The Memoir: Platform of the Whiny?: Here's the thing. Some memoirs are fantastic. We have all read amazing memoirs about people who have lived through war, extreme poverty, police states, abuse and so on. Then there are some stories that are simply so deliciously and magically sensational that you absolutely can't. stop. reading. (The Dirt is one of my favorite books of all time. Don't judge until you read it.) Some memoirs, though, are indulgent and stupid. I am an overprivileged North American, and generally I don't like reading books written by other overprivileged North Americans. They're whiny. The exceptions to this rule are David Sedaris, because his books have made me laugh so hard that I cried, and Burroughs.

Family Circus:There's definitely an indulgent aspect to Burroughs' story. The young boy that comes of age in Running With Scissors is a nascent celebrity whore if I ever saw one. If the young Burroughs didn't have intelligence and talent on his side, he could have been a 1970's Captain and Tennille-chasing Perez Hilton. Thankfully, the man can write, and the story he shares is compelling enough that I stayed with it even as certain moments strained credulity.
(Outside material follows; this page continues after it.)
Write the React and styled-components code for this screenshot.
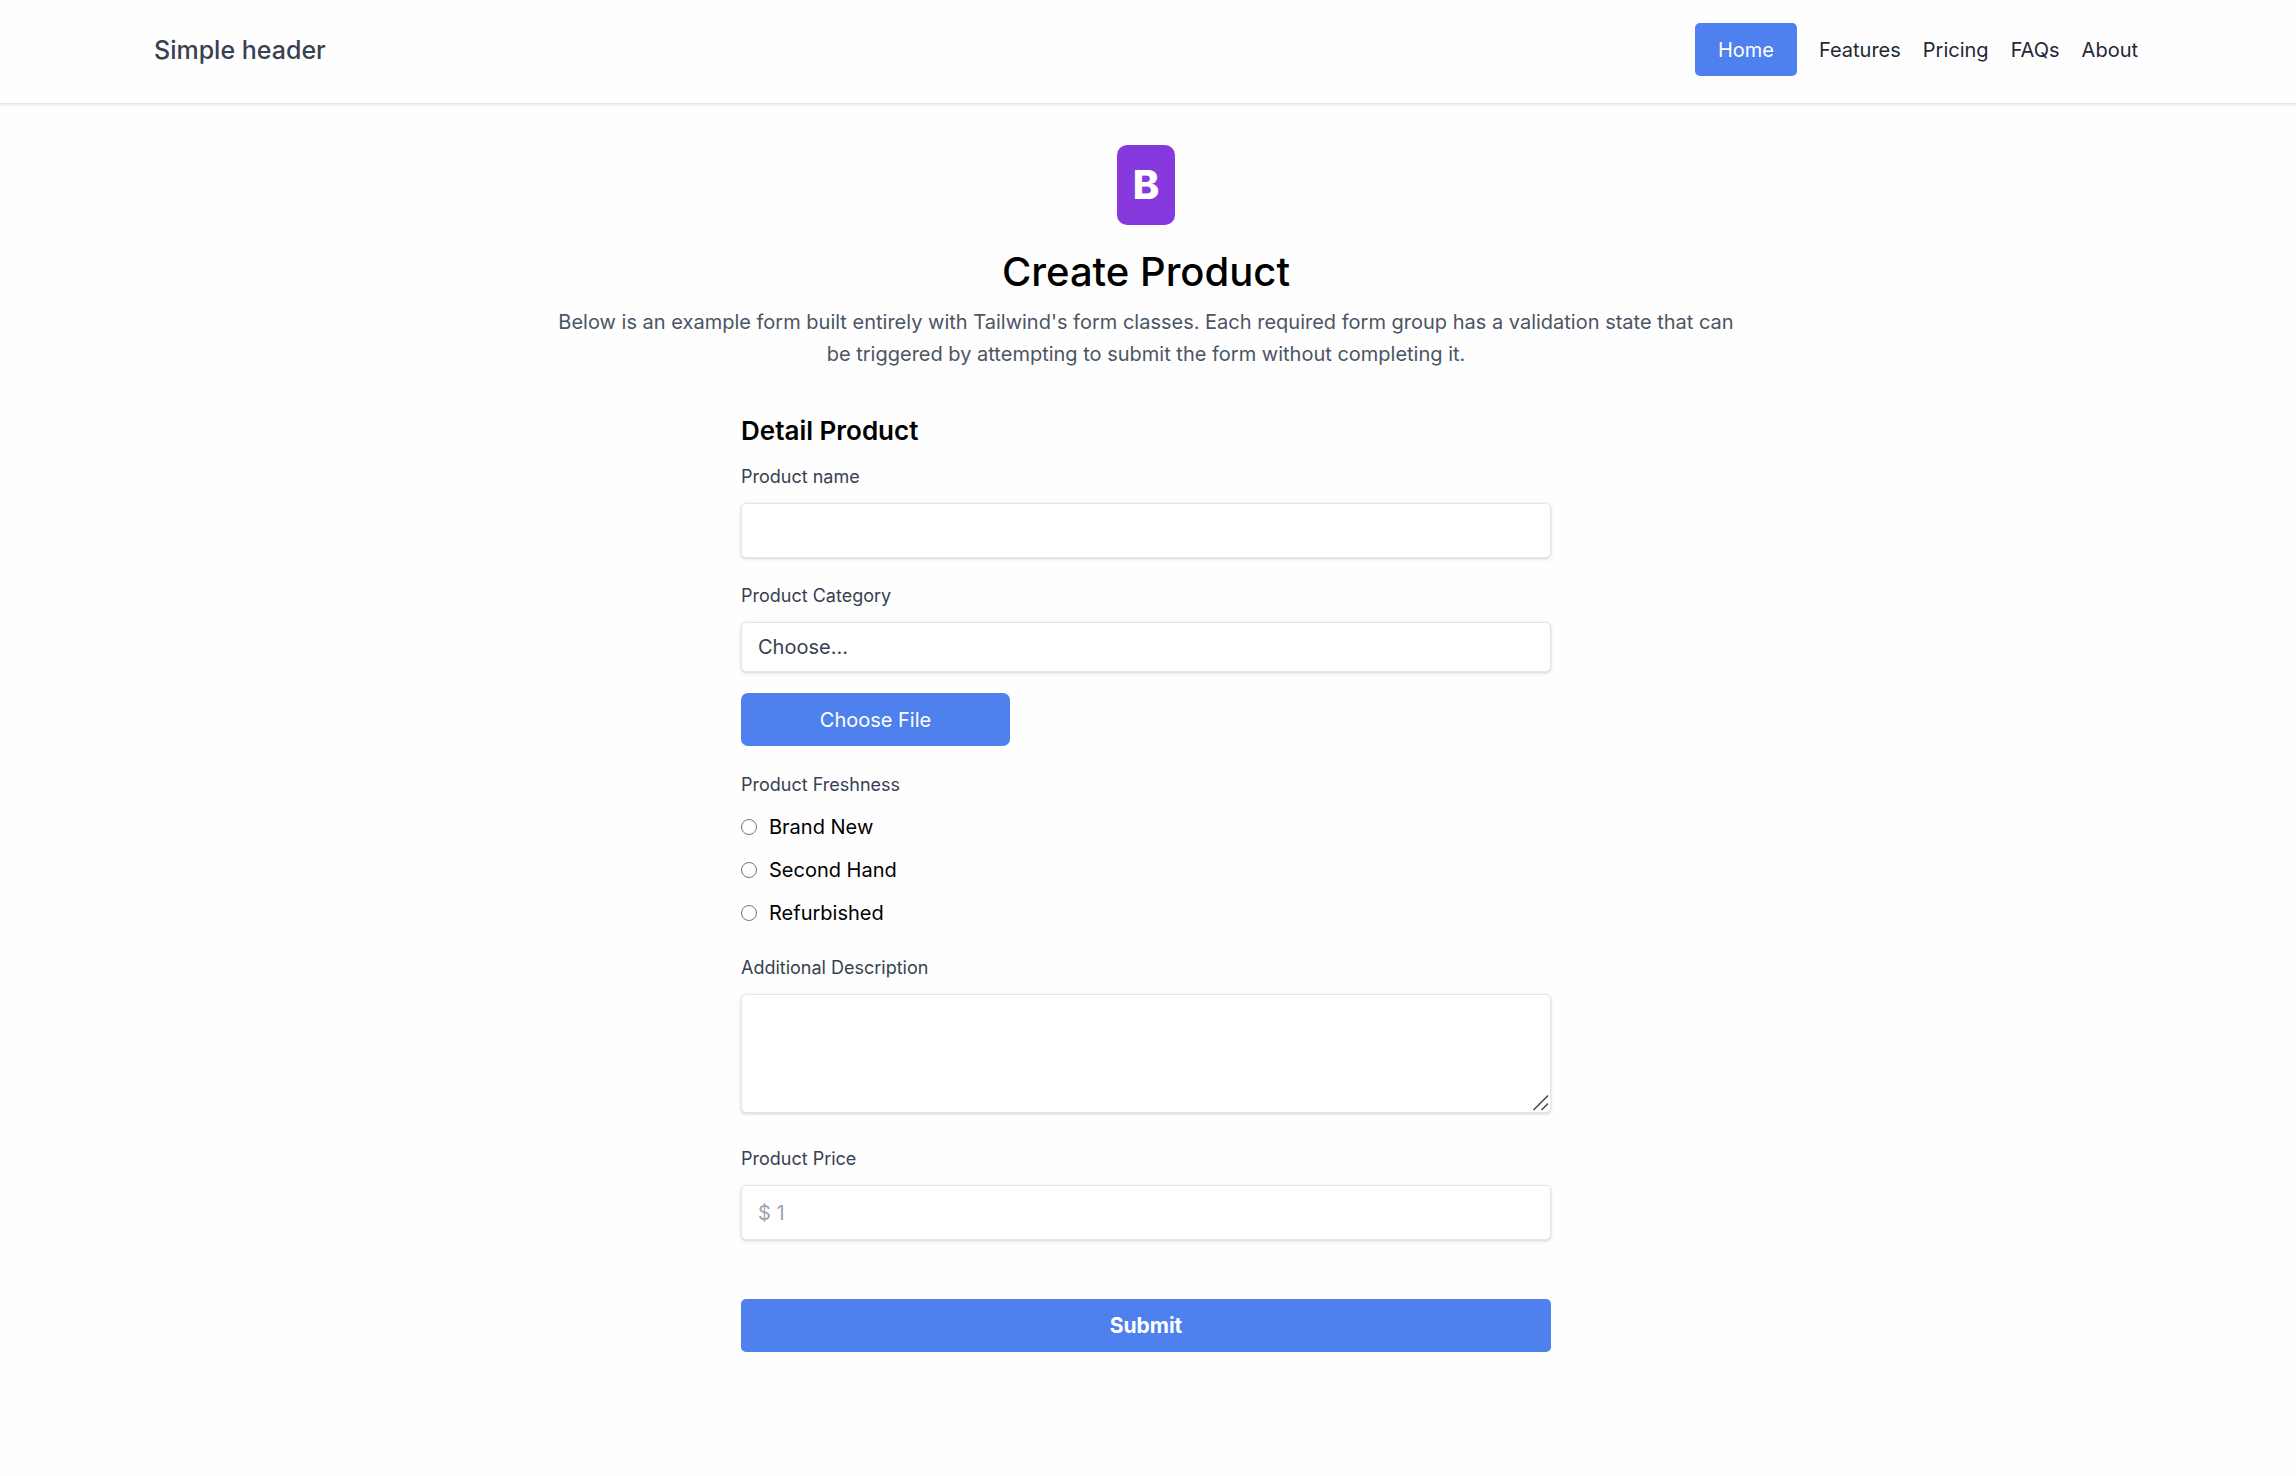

The greatest flaw of Running With Scissors is that some of its characters are so sketchily drawn that we end up not caring about them anymore, while you can't help but care about Burroughs, his dysfunctional "sister" and partner-in-crime Natalie Finch and even his creepy, pedophilic, manipulative and desperately needy "lover" Bookman. Aside from these three, though, I didn't give a shit about anyone in the book---especially Burroughs' mother. Crazy or not, the woman was a heartless shrew.

The book's style is also a bit distracting as it falls into a rhythm of Sedaris-like vignettes about forgotten Christmas trees and fortune-telling turds. Don't get me wrong---it's interesting and sometimes it's really, really funny. But when these little interludes are interspersed with entire chapters about rough gay sex and lunatic violence, things get uneven.

The true tragedy of Burroughs' upbringing is threaded throughout the book. For me, that's what stuck. Burroughs has a wonderful ear for dialogue and it's through his conversations with Natalie and Bookman that we see what the book is really about: loss, numbness, and coping with the infinite disappointment and fuckery of a truly dysfunctional upbringing. In that light, Burroughs' story is one of Survival---with none of the saccharine or sentimental trappings associated with the term. And it's certainly one worth reading.